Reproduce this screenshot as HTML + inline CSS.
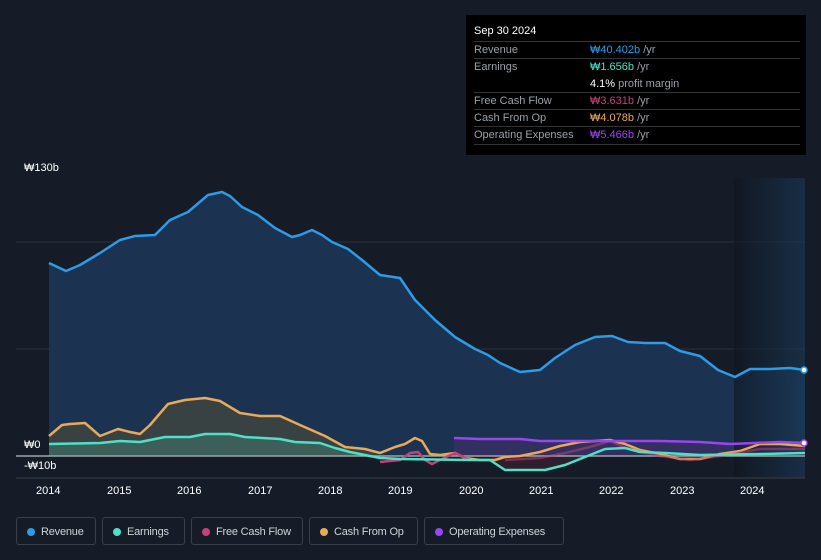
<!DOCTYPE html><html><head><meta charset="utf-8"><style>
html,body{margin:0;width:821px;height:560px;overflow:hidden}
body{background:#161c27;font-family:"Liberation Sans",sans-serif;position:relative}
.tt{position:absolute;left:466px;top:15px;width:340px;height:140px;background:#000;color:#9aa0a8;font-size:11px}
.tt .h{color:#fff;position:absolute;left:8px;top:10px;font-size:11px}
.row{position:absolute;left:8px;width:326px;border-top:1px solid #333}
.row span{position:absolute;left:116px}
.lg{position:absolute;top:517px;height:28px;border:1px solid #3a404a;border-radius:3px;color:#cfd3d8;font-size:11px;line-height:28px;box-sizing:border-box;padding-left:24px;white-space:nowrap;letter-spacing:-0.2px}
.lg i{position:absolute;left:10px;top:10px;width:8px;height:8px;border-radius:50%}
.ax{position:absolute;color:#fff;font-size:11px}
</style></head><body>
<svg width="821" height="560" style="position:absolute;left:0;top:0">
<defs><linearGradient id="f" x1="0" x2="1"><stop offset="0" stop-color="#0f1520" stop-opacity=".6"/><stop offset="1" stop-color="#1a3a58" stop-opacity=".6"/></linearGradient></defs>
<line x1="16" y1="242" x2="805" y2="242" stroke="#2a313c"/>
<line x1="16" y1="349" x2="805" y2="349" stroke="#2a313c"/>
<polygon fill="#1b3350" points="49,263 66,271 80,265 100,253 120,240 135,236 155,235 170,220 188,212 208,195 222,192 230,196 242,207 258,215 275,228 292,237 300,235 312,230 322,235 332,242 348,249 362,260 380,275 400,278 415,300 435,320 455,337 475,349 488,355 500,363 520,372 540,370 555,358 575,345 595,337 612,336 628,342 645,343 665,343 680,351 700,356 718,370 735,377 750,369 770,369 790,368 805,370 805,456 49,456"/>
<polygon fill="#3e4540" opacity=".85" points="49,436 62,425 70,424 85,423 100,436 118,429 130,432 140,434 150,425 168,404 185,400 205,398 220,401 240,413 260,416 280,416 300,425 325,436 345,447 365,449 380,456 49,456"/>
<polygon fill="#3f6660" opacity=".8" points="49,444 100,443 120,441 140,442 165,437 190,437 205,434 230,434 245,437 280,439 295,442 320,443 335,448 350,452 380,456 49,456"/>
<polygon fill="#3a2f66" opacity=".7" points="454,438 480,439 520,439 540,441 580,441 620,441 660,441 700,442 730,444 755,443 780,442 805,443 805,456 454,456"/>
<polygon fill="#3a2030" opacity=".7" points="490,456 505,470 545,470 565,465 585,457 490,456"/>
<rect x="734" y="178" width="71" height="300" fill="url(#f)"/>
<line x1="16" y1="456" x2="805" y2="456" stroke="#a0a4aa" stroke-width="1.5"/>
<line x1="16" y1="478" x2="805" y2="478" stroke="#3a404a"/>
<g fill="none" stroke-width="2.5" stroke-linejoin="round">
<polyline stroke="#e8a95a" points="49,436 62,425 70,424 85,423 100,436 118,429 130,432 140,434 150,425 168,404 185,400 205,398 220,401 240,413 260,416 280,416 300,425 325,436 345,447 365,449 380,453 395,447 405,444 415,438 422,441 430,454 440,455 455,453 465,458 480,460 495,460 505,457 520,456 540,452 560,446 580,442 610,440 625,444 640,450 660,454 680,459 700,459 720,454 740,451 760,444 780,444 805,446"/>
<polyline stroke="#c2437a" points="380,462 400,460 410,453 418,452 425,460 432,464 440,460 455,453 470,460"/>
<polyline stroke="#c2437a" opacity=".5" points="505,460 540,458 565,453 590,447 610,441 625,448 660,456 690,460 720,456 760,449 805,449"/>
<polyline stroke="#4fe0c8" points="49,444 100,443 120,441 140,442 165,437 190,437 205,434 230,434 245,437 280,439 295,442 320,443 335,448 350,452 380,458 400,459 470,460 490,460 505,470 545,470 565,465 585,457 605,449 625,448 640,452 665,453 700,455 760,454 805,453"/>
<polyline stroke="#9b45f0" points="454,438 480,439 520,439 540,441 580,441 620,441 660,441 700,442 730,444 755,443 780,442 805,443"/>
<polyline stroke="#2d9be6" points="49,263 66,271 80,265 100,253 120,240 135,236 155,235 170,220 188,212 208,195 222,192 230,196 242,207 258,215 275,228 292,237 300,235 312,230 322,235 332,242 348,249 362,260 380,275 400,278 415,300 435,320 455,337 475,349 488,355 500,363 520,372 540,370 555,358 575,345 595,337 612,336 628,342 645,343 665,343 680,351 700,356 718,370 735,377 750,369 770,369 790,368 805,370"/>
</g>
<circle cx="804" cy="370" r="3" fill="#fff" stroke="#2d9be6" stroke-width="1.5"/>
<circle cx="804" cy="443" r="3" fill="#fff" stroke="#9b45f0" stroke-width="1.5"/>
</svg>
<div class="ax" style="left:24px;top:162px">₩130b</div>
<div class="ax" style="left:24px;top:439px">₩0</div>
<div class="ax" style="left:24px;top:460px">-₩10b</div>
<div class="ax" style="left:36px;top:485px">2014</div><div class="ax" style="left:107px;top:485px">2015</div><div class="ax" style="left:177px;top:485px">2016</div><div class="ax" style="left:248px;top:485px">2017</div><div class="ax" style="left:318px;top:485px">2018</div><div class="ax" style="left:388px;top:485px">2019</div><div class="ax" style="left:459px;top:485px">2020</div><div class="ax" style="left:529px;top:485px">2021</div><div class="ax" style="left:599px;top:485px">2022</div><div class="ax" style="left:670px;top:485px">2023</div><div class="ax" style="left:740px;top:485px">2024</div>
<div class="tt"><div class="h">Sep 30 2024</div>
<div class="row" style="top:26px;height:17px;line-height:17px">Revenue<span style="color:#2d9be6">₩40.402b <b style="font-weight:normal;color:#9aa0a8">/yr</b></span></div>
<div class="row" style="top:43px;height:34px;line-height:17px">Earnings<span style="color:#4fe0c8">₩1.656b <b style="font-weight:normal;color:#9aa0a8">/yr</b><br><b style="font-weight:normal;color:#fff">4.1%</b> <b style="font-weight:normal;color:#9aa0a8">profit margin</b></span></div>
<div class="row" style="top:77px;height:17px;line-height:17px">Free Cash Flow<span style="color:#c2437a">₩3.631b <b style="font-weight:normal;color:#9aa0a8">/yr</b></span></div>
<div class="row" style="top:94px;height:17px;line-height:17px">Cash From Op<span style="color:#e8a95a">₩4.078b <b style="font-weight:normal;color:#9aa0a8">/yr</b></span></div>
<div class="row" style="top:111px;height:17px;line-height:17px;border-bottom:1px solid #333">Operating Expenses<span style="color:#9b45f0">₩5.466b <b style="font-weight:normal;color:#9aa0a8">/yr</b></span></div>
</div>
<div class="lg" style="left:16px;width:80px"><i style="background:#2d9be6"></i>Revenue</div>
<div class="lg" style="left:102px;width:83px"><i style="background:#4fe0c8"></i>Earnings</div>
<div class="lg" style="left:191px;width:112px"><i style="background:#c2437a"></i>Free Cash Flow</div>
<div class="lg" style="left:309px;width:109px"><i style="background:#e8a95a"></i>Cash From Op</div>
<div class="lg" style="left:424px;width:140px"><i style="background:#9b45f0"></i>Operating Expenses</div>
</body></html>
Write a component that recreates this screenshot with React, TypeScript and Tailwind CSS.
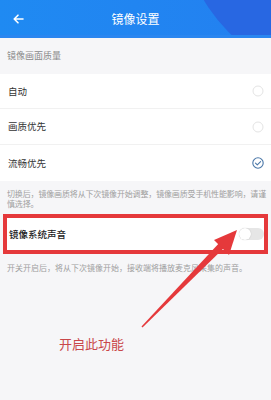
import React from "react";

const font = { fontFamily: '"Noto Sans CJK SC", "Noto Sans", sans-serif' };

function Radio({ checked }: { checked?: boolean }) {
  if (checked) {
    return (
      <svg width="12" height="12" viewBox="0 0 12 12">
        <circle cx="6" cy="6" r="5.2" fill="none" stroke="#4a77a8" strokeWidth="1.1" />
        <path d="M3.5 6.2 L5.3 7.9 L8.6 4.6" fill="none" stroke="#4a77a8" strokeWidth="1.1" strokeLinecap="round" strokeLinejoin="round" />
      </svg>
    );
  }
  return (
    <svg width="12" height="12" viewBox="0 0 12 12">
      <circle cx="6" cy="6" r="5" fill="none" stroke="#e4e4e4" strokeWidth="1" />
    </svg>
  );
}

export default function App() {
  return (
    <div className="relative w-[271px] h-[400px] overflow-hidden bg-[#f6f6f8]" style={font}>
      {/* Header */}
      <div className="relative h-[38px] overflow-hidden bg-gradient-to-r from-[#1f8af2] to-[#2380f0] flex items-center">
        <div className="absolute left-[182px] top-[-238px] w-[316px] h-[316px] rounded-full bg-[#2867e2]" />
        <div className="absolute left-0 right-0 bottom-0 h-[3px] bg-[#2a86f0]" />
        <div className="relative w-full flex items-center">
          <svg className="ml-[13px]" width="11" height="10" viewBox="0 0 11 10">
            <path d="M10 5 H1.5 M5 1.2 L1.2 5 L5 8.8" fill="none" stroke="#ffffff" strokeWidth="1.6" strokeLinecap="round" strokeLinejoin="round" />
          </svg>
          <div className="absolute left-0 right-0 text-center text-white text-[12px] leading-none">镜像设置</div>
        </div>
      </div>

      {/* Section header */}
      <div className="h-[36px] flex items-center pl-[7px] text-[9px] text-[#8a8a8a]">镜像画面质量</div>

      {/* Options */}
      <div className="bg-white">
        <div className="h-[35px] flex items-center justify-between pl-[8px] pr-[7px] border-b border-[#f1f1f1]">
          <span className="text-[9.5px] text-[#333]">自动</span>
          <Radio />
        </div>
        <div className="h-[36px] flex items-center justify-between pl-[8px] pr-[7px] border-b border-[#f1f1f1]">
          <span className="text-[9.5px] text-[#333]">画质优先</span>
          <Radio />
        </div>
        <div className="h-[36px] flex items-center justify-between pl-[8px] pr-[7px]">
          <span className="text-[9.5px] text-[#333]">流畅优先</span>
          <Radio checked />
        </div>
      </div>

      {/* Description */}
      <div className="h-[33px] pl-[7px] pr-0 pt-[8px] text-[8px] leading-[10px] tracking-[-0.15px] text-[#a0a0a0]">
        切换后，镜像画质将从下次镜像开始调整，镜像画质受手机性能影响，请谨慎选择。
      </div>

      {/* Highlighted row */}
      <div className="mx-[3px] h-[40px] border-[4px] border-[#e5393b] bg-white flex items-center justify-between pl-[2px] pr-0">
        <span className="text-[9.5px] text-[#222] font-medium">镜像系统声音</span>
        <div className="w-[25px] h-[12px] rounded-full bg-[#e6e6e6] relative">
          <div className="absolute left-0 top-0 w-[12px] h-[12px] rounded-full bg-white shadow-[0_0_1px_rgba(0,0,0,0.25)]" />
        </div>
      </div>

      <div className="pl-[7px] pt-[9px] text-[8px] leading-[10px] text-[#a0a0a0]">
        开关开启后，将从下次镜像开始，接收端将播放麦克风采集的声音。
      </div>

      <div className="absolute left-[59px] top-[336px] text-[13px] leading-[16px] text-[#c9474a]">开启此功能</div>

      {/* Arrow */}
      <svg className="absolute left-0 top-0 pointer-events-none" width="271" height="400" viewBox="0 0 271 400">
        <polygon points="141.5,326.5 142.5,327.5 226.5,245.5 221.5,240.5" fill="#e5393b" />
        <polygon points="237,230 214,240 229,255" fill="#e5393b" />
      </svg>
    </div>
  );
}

- _WRITTEN EXERCISE_: Restate word for word the lines that begin at the one with "Write a component" and end at the one with "flex items-center pl-[7px]", including both, and leave every picture aside.

- _SOLUTION FOR THIS PROBLEM_:
Write a component that recreates this screenshot with React, TypeScript and Tailwind CSS.
import React from "react";

const font = { fontFamily: '"Noto Sans CJK SC", "Noto Sans", sans-serif' };

function Radio({ checked }: { checked?: boolean }) {
  if (checked) {
    return (
      <svg width="12" height="12" viewBox="0 0 12 12">
        <circle cx="6" cy="6" r="5.2" fill="none" stroke="#4a77a8" strokeWidth="1.1" />
        <path d="M3.5 6.2 L5.3 7.9 L8.6 4.6" fill="none" stroke="#4a77a8" strokeWidth="1.1" strokeLinecap="round" strokeLinejoin="round" />
      </svg>
    );
  }
  return (
    <svg width="12" height="12" viewBox="0 0 12 12">
      <circle cx="6" cy="6" r="5" fill="none" stroke="#e4e4e4" strokeWidth="1" />
    </svg>
  );
}

export default function App() {
  return (
    <div className="relative w-[271px] h-[400px] overflow-hidden bg-[#f6f6f8]" style={font}>
      {/* Header */}
      <div className="relative h-[38px] overflow-hidden bg-gradient-to-r from-[#1f8af2] to-[#2380f0] flex items-center">
        <div className="absolute left-[182px] top-[-238px] w-[316px] h-[316px] rounded-full bg-[#2867e2]" />
        <div className="absolute left-0 right-0 bottom-0 h-[3px] bg-[#2a86f0]" />
        <div className="relative w-full flex items-center">
          <svg className="ml-[13px]" width="11" height="10" viewBox="0 0 11 10">
            <path d="M10 5 H1.5 M5 1.2 L1.2 5 L5 8.8" fill="none" stroke="#ffffff" strokeWidth="1.6" strokeLinecap="round" strokeLinejoin="round" />
          </svg>
          <div className="absolute left-0 right-0 text-center text-white text-[12px] leading-none">镜像设置</div>
        </div>
      </div>

      {/* Section header */}
      <div className="h-[36px] flex items-center pl-[7px] text-[9px] text-[#8a8a8a]">镜像画面质量</div>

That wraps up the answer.